PR Insight: Time To Get Your Social On

PR Insight: Time To Get Your Social OnAbout three years ago, I wrote another article for CUES called: Balance Key to Successful PR Campaigns. In it I explained how a public relations campaign needs three important components to really be successful. Well, fast forward to today, and I would actually add a fourth component: social media. Yes, Facebook, Twitter, LinkedIn, Snap Chat, Instagram and many others are giving credit unions another avenue to use for branding.

Despite this wellspring of opportunity in social media, it seems that some companies in the financial space have been dragging their feet when it comes to doing anything with social media. Management may think that social media is just for business to consumer efforts; however, that is not entirely true. The social media space is very real and takes its marketing very seriously. Credit unions can miss the opportunity to attract new members, solidify their brand with existing members and build confidence among their business partners when they don’t take advantage of social media.

It is true that not all social media is for every company. That does not mean it should all be ruled out. A common social media misconception is that you have to constantly be on it to have any kind of strong presence or effect. While that is partially correct, credit unions can still harness the power of several platforms to achieve results. Let’s look at four popular and “emerging” social media platforms that can help companies in the financial business enhance their brands.

This platform attracts more structured, business-related interactions. People use LinkedIn to research companies, research management, network and sometimes find a job. Most businesses also will use this platform for specific campaigns. Credit unions can use the spotlight feature on LinkedIn to showcase current promotions (such as a special back to school loan or holiday savings account) to encourage activity from members. You can “pin” items on your LinkedIn home page to garner interest in a particular product as well. And don’t forget to post blogs written by employees and share other information that might be of interest to members, including financial tips, local happenings and more. To make this process easy to manage, you can assign specific days for specific departments to post or curate the information. This rotation will show ongoing activity without taxing one person or group.

Snap Chat
This is one of the newer social media platforms but already has 150 million users, according to Bloomberg Business and the company says it reaches 41 percent of ALL 18 to 34 year olds in the country every day, and they watch about 10 billion videos a day. Further studies show that more than half the new users of the platform are over 25 years old. While they might be using it to keep up with their kids or post pictures with animated filters of dogs and the like, the bottom line is that they are using it. Providing a quick little ad or a sponsored product, such as the geofilter (much like the city or location you are in) or lenses (like the flower crown for your selfies) could go a long way in showing a credit union’s willingness to stay in touch with its members of all ages.

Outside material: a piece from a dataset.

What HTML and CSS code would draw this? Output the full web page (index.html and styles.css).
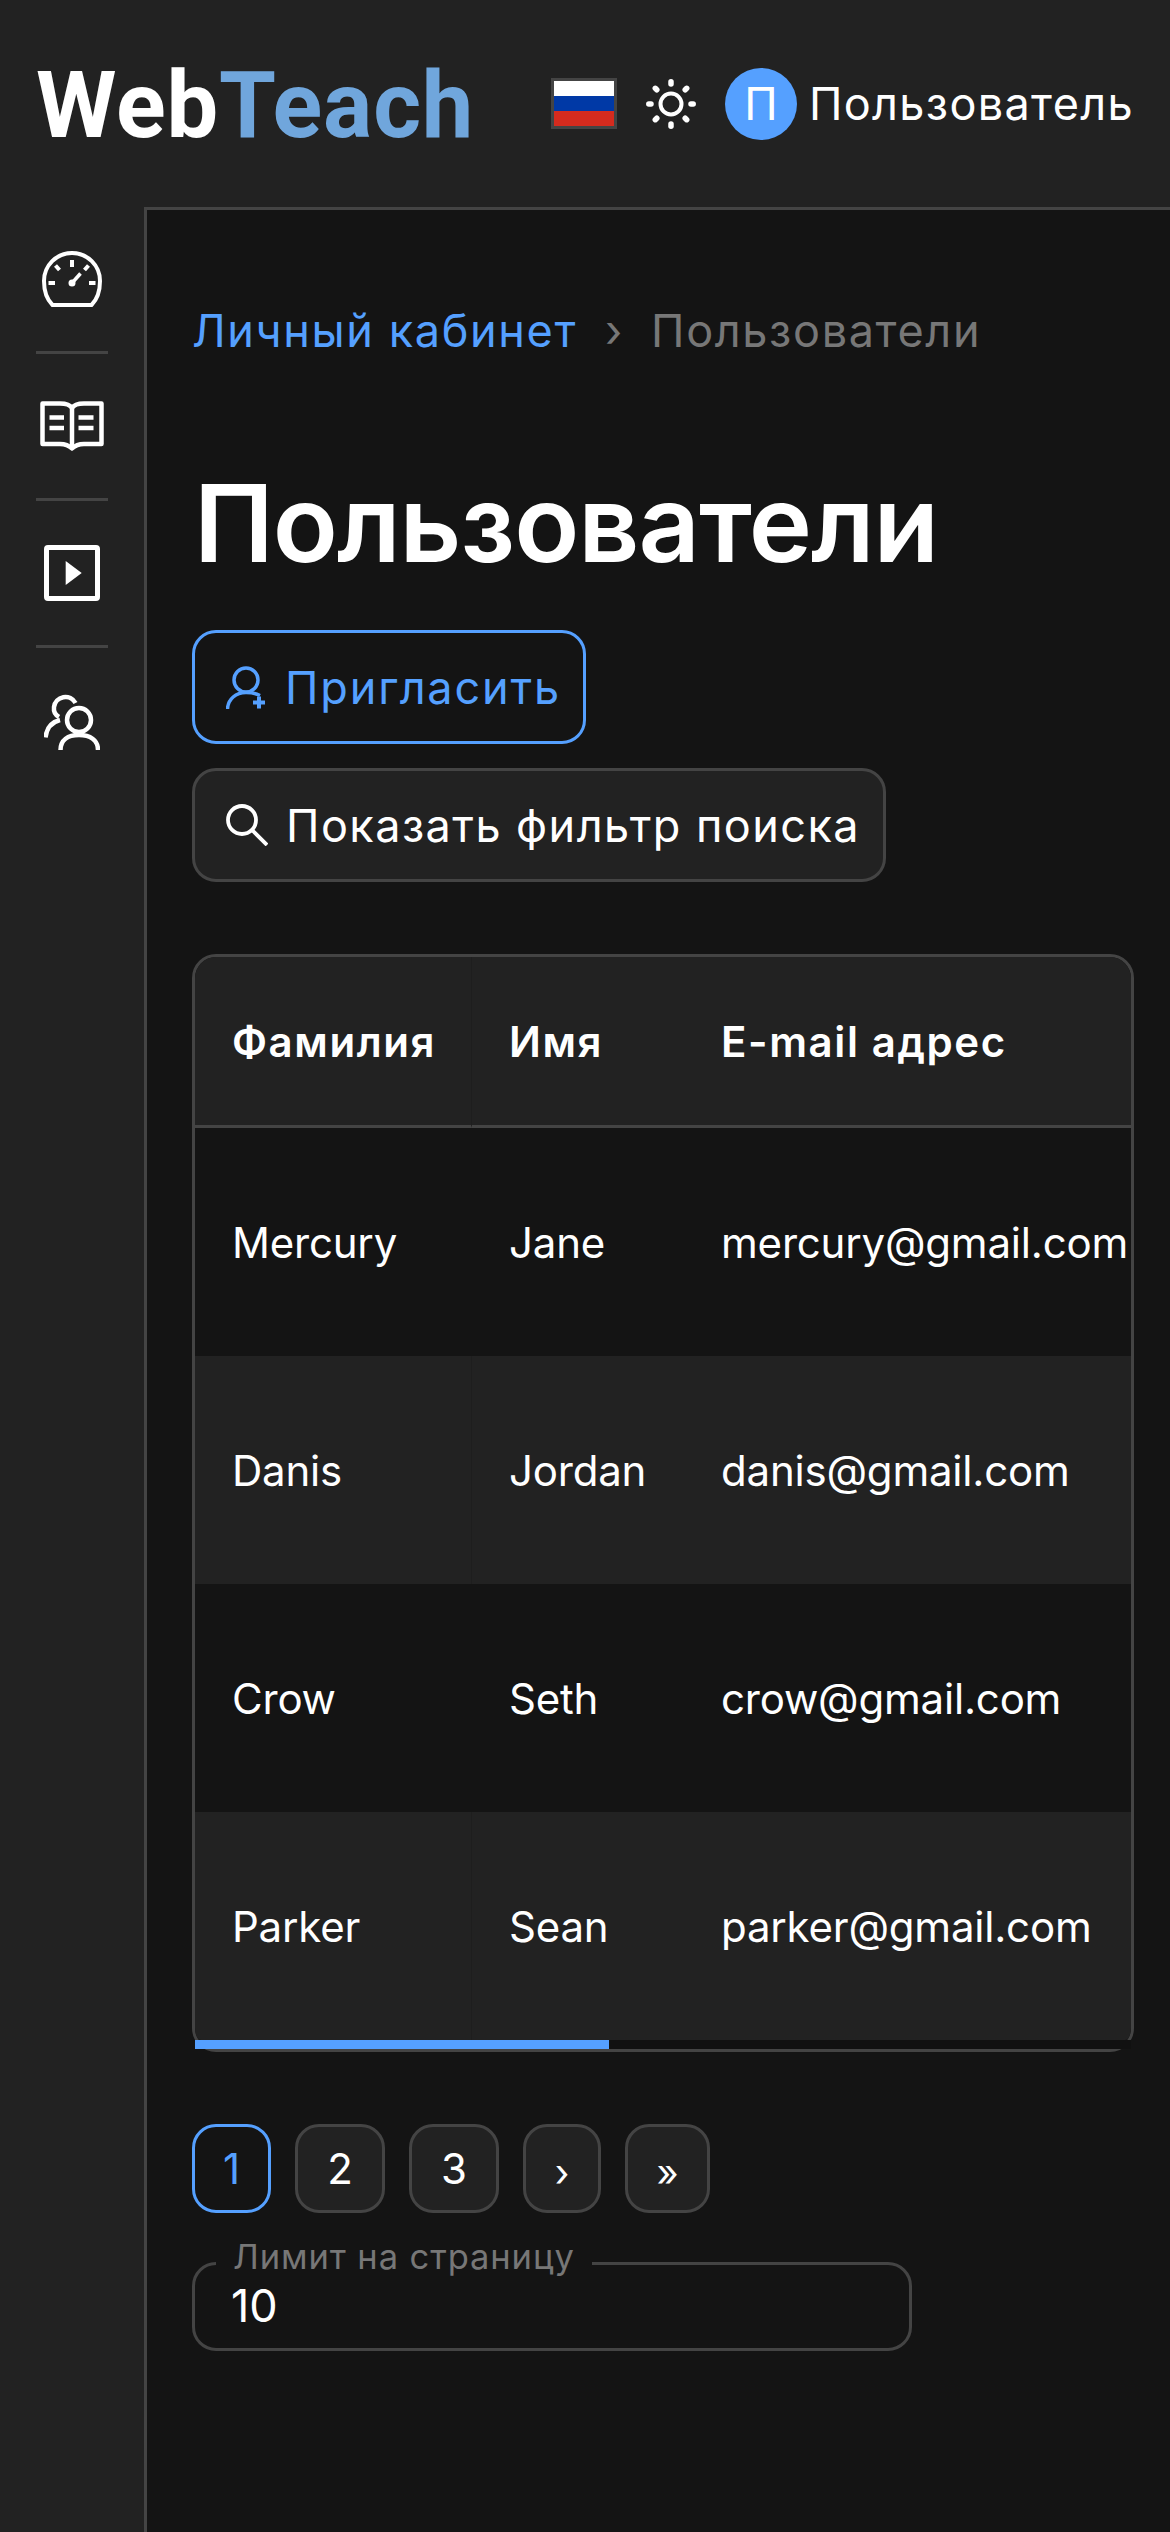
FILE: index.html
```html
<!DOCTYPE html>
<html lang="ru">
<head>
<meta charset="utf-8">
<title>Пользователи</title>
<link rel="stylesheet" href="styles.css">
</head>
<body>
<header class="topbar">
  <div class="logo">Web<span class="logo-accent">Teach</span></div>
  <div class="top-right">
    <div class="flag"></div>
    <svg class="sun" viewBox="0 0 50 50" fill="none" stroke="#fff" stroke-linecap="round">
      <circle cx="25" cy="25" r="10.5" stroke-width="4"/>
      <g stroke-width="5.5">
        <path d="M25 2.8V5"/><path d="M25 45V47.2"/><path d="M2.8 25H5"/><path d="M45 25H47.2"/>
        <path d="M9.3 9.3L10.8 10.8"/><path d="M39.2 39.2L40.7 40.7"/><path d="M9.3 40.7L10.8 39.2"/><path d="M39.2 10.8L40.7 9.3"/>
      </g>
    </svg>
    <div class="avatar">П</div>
    <div class="username">Пользователь</div>
  </div>
</header>
<div class="shell">
  <nav class="sidebar">
    <div class="nav-item">
      <svg class="nav-gauge" viewBox="0 0 64 56" fill="none" stroke="#fff">
        <path d="M12.5 54H51.5C57 48.5 60 40 60 30A28 28 0 0 0 4 30C4 40 7 48.5 12.5 54Z" stroke-width="4"/>
        <path d="M32 9V16M8.5 32H15M49 32H55.5M15.5 14.5L19.5 19M48.5 14.5L44.5 19" stroke-width="4"/>
        <path d="M32 32L40.5 22.5" stroke-width="3.5"/>
        <circle cx="32" cy="32" r="3.5" fill="#fff" stroke="none"/>
      </svg>
    </div>
    <div class="nav-item">
      <svg class="nav-book" viewBox="0 0 64 50" fill="none" stroke="#fff" stroke-width="4.5" stroke-linejoin="round">
        <path d="M2.5 2.5H20C25 2.5 30 3.5 32 7C34 3.5 39 2.5 44 2.5H61.5V43H44C39 43 35 44.5 32 47.5C29 44.5 25 43 20 43H2.5Z"/>
        <path d="M32 7V47"/>
        <path d="M9.500 16.500H24M9.500 27H24M38.500 16.500H53.500M38.500 27H53.500"/>
      </svg>
    </div>
    <div class="nav-item">
      <svg class="nav-play" viewBox="0 0 56 56" fill="none">
        <rect x="2.500" y="2.500" width="51" height="51" rx="1.500" stroke="#fff" stroke-width="5"/>
        <path d="M21.700 16L37.700 28L21.700 40Z" fill="#fff"/>
      </svg>
    </div>
    <div class="nav-item nav-last">
      <svg class="nav-users" viewBox="0 0 56 56" fill="none" stroke="#fff" stroke-width="4.5">
        <circle cx="35" cy="26" r="12"/>
        <path d="M16.500 56C16.500 46 24 41 35 41C46 41 54 46 54 56"/>
        <path d="M31.500 9A11.500 11.500 0 0 0 10 13C9.500 17 11.500 21 15 23"/>
        <path d="M1.500 43.500C2.500 34 8 28 16 26"/>
      </svg>
    </div>
  </nav>
  <main class="content">
    <div class="crumbs">
      <span class="crumb-link">Личный кабинет</span>
      <span class="crumb-sep">›</span>
      <span class="crumb-current">Пользователи</span>
    </div>
    <h1 class="title">Пользователи</h1>
    <div class="actions">
      <button class="btn btn-primary">
        <svg class="btn-icon-invite" viewBox="0 0 40 43" fill="none" stroke="#55a0ff">
          <circle cx="20" cy="14" r="12" stroke-width="3.500"/>
          <path d="M1.500 43C2 33 10 26.500 20 26.500C25 26.500 30 27.500 34 29.500" stroke-width="3.500"/>
          <path d="M27 36.500H39M33 30.500V42.500" stroke-width="4"/>
        </svg>
        <span class="invite-label">Пригласить</span>
      </button>
      <button class="btn btn-dark">
        <svg class="btn-icon-search" viewBox="0 0 42 42" fill="none" stroke="#fff" stroke-width="3.800">
          <circle cx="16" cy="16" r="14"/>
          <path d="M26 26L41 41"/>
        </svg>
        <span class="filter-label">Показать фильтр поиска</span>
      </button>
    </div>
    <div class="table-box">
      <div class="table-clip">
        <table class="users">
          <colgroup><col class="col-last"><col class="col-first"><col class="col-mail"></colgroup>
          <thead>
            <tr><th>Фамилия</th><th>Имя</th><th>E-mail адрес</th></tr>
          </thead>
          <tbody>
            <tr><td>Mercury</td><td>Jane</td><td>mercury@gmail.com</td></tr>
            <tr><td>Danis</td><td>Jordan</td><td>danis@gmail.com</td></tr>
            <tr><td>Crow</td><td>Seth</td><td>crow@gmail.com</td></tr>
            <tr><td>Parker</td><td>Sean</td><td>parker@gmail.com</td></tr>
          </tbody>
        </table>
      </div>
      <div class="scroll-track"><div class="scroll-thumb"></div></div>
    </div>
    <div class="pager">
      <div class="page page-active page-one">1</div>
      <div class="page page-num">2</div>
      <div class="page page-num">3</div>
      <div class="page page-next">›</div>
      <div class="page page-last">»</div>
    </div>
    <fieldset class="limit">
      <legend class="limit-legend">Лимит на страницу</legend>
      <div class="limit-value">10</div>
    </fieldset>
  </main>
</div>
</body>
</html>
```
FILE: styles.css
```css
* { box-sizing: border-box; }
html, body { margin: 0; padding: 0; }
body {
  width: 1170px;
  min-height: 2532px;
  background: #222;
  color: #fff;
  font-family: Inter, "Noto Sans", sans-serif;
  display: flex;
  flex-direction: column;
}
.topbar {
  height: 207px;
  display: flex;
  align-items: center;
  justify-content: space-between;
  padding: 0 36px;
  background: #222;
}
.logo {
  font-family: Roboto, "Liberation Sans", sans-serif;
  font-weight: 700;
  font-size: 92px;
  letter-spacing: 0.8px;
  line-height: 1;
  padding-top: 4px;
  color: #fff;
}
.logo-accent { color: #70a6dc; }
.top-right { display: flex; align-items: center; }
.flag {
  width: 66px;
  height: 51px;
  border: 3px solid #444;
  background: linear-gradient(#fff 0 33.33%, #0039a6 33.33% 66.66%, #d52b1e 66.66%);
}
.sun { width: 50px; height: 50px; margin-left: 29px; }
.avatar {
  width: 72px;
  height: 72px;
  margin-left: 29px;
  border-radius: 50%;
  background: #55a0ff;
  display: flex;
  align-items: center;
  justify-content: center;
  font-size: 45px;
}
.username { margin-left: 12px; font-size: 45px; letter-spacing: 1.35px; line-height: 72px; }

.shell { flex: 1; display: flex; }
.sidebar { width: 144px; flex: none; padding: 0 36px; background: #222; }
.nav-item {
  height: 147px;
  display: flex;
  align-items: center;
  justify-content: center;
  border-bottom: 3px solid #444;
}
.nav-last { border-bottom: none; }
.nav-gauge { width: 64px; height: 56px; }
.nav-book { width: 64px; height: 50px; }
.nav-play { width: 56px; height: 56px; }
.nav-users { width: 56px; height: 56px; }

.content {
  flex: 1;
  min-width: 0;
  background: #141414;
  border-top: 3px solid #444;
  border-left: 3px solid #444;
  padding: 90px 36px 0 45px;
}
.crumbs { height: 60px; display: flex; align-items: center; font-size: 45px; letter-spacing: 1.65px; }
.crumb-link { color: #55a0ff; }
.crumb-sep { margin: 0 27px 0 28px; color: #777; }
.crumb-current { color: #777; }
.title {
  margin: 103px 0 0;
  padding-left: 2px;
  height: 120px;
  font-size: 107px;
  line-height: 120px;
  font-weight: 600;
  letter-spacing: -1px;
}
.actions { margin-top: 47px; display: flex; flex-direction: column; align-items: flex-start; gap: 24px; }
.btn {
  height: 114px;
  display: flex;
  align-items: center;
  border: 3px solid #444;
  border-radius: 24px;
  padding: 0 0 0 31px;
  font-family: inherit;
  font-size: 45px;
  background: #222;
  color: #fff;
}
.btn-primary { width: 394px; background: transparent; border-color: #55a0ff; color: #55a0ff; letter-spacing: 1.85px; }
.btn-dark { width: 694px; letter-spacing: 1.45px; }
.btn-icon-invite { width: 40px; height: 43px; flex: none; }
.btn-icon-search { width: 42px; height: 42px; flex: none; }
.invite-label { margin-left: 19px; white-space: nowrap; }
.filter-label { margin-left: 18px; white-space: nowrap; }

.table-box {
  position: relative;
  margin-top: 72px;
  width: 942px;
  border: 3px solid #444;
  border-radius: 24px;
  padding-bottom: 9px;
}
.table-clip { overflow: hidden; border-radius: 21px 21px 6px 6px / 21px 21px 12px 12px; }
.users { border-collapse: separate; border-spacing: 0; table-layout: fixed; width: 936px; font-size: 42px; letter-spacing: -0.2px; }
.col-last { width: 277px; }
.col-first { width: 213px; }
.col-mail { width: 446px; }
.users th, .users td { padding: 0 0 0 37px; text-align: left; white-space: nowrap; }
.users th:last-child, .users td:last-child { padding-left: 36px; }
.users th {
  height: 171px;
  background: #222;
  border-bottom: 3px solid #444;
  font-weight: 600;
  letter-spacing: 1.6px;
}
.users td { height: 228px; }
.users tbody tr:nth-child(even) td { background: #222; }
.users th:first-child, .users tbody tr:nth-child(even) td:first-child { border-right: 1px solid #1e1e1e; }
.scroll-track { position: absolute; left: 0; right: 0; bottom: 0; height: 9px; background: #111; }
.scroll-thumb { width: 414px; height: 9px; background: #55a0ff; }

.pager { margin-top: 72px; display: flex; gap: 24px; }
.page {
  height: 89px;
  border: 3px solid #444;
  border-radius: 24px;
  background: #222;
  display: flex;
  align-items: center;
  justify-content: center;
  font-size: 42px;
}
.page-one { width: 79px; }
.page-num { width: 90px; }
.page-next { width: 78px; padding-top: 6px; font-size: 38px; }
.page-last { width: 85px; padding-top: 6px; font-size: 38px; }
.page-active { background: transparent; border-color: #55a0ff; color: #55a0ff; }

.limit {
  margin: 26px 0 0;
  padding: 0 0 0 36px;
  width: 720px;
  height: 112px;
  border: 3px solid #444;
  border-radius: 24px;
  min-width: 0;
}
.limit-legend { padding: 0 17px 12px; margin-left: -15px; font-size: 34.5px; letter-spacing: 0.9px; line-height: 36px; color: #777; }
.limit-value { font-size: 45px; line-height: 38px; }
```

“The Gram” as some people call it, is another platform that focuses more on pictures and video than words. This is a great medium to show a brief view of someone talking about a new product or a picture of marketing material about a new service. Much like Snap Chat, using Instagram shows a desire and an understanding of the need to connect with users on multiple platforms. According to Pew Research Center, a growing number of people are using Instagram as a source for news. In fact, 58 percent of the users 18 to 29 years old use the platform for news, as well as 28 percent of the 30 to 49 age group, 12 percent of the 50 to 64 year old group and two percent of the 65 and older group. These numbers were from May 2016 and just three years ago the platform was not a consideration for news. Credit unions should definitely consider using the platform to engage members.

Instagram (and Snap Chat) are also great ways to show a lighter, more human side of your credit union. Share pictures or videos of employees doing community service, volunteering at a local event or even just bringing coffee or treats in to share with coworkers.

Although it has been around since 2006 and has had some disappointing revenues and internal issues, Twitter is still one of the top social media platforms with 310 million active users a month. At times, the platform may seem to e all about political mud-slinging and body-bragging images these days; however, according to SocialTimes, about 25 percent of the users are journalists, making it a solid means of getting some media attention for your credit union.

These social media platforms should be considered viable options in any effort to expand a credit union’s brand. Whatever platform you use, developing an editorial calendar will be important for success, by not overwhelming anyone and giving more employees the opportunity to participate. It will be interesting to reread this article in 2019 to see how far we have come. I guess I better learn quickly as my one and a half year old daughter is already well versed in turning on a phone and swiping, thanks to my teenage goddaughters!